When God calls us, and we begin our journey, when we trust in Jesus, we are blessed. And like Abraham, we may never fully know the extent of that blessing. In a story, Brian McLaren has one of his characters make the following observation:

When religions assume that their adherents are chosen only to be blessed and forget that they are blessed to be a blessing, they distort their identity and they drift from God’s calling for them. When they assume that they are blessed exclusively rather than instrumentally, when they see themselves as blessed to the exclusion of others rather than for the benefit of others, they become part of the problem instead of part of the solution. (

We need to remember we are blessed that we might be a blessing – we receive the light such that we may give light. With our consent, as God’s leads us who trust in Jesus through the various stages of our careers, God transforms us and equips us that we might always be a blessing. Unfortunately, too many of us come to understand our being blessed in an exclusivist sense, whereas God means for it to be understood in an inclusivist sense! God entrusts us with gifs which are to be shared, to be used to bless others.

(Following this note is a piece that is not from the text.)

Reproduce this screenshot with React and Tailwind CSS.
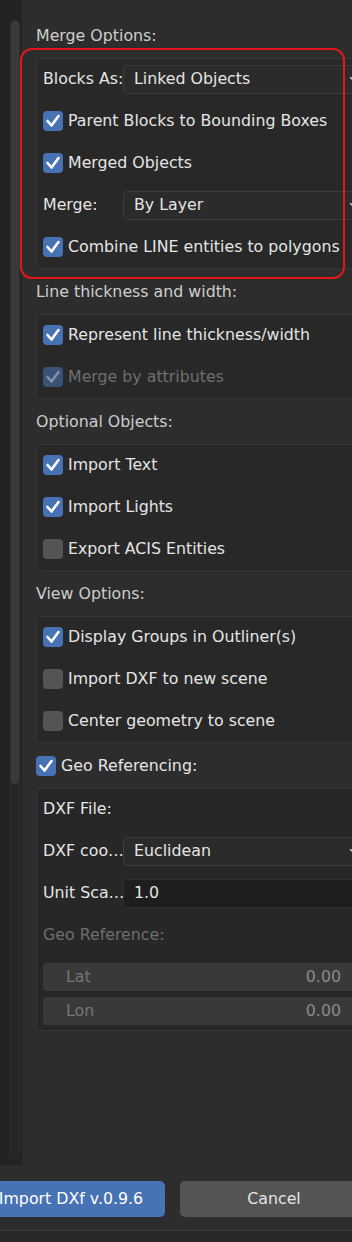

There is another sense in which Abraham and his descendants have served to bless the nations of this world. First, permit me to set a bit of context. The Anti-Defamation League, which tracks hate crimes, observes that antisemitic hate crimes have tripled since 2016. In 2021, 2717 incidents were recorded – a 34% increase over 2020. These statistical increases are alarming.

But there is another set of statistics worth noting. Over 900 people have received Nobel prizes; 211 of which have been Jews; over 20% of the recipients have been Jewish ( Similar statistics hold true for other noted prizes such as Japan’s Kyoto Prize and the Grand Médaille of the French Academy of Sciences ( Yet Jews make up only .25% of the world’s population. Is there any connection to God’s promise to Abraham? One cannot know, yet one must admit, the world has been blessed by these many contributions.

As believers, as those who trust in Jesus and have been richly blessed, may we convey God’s blessing to others.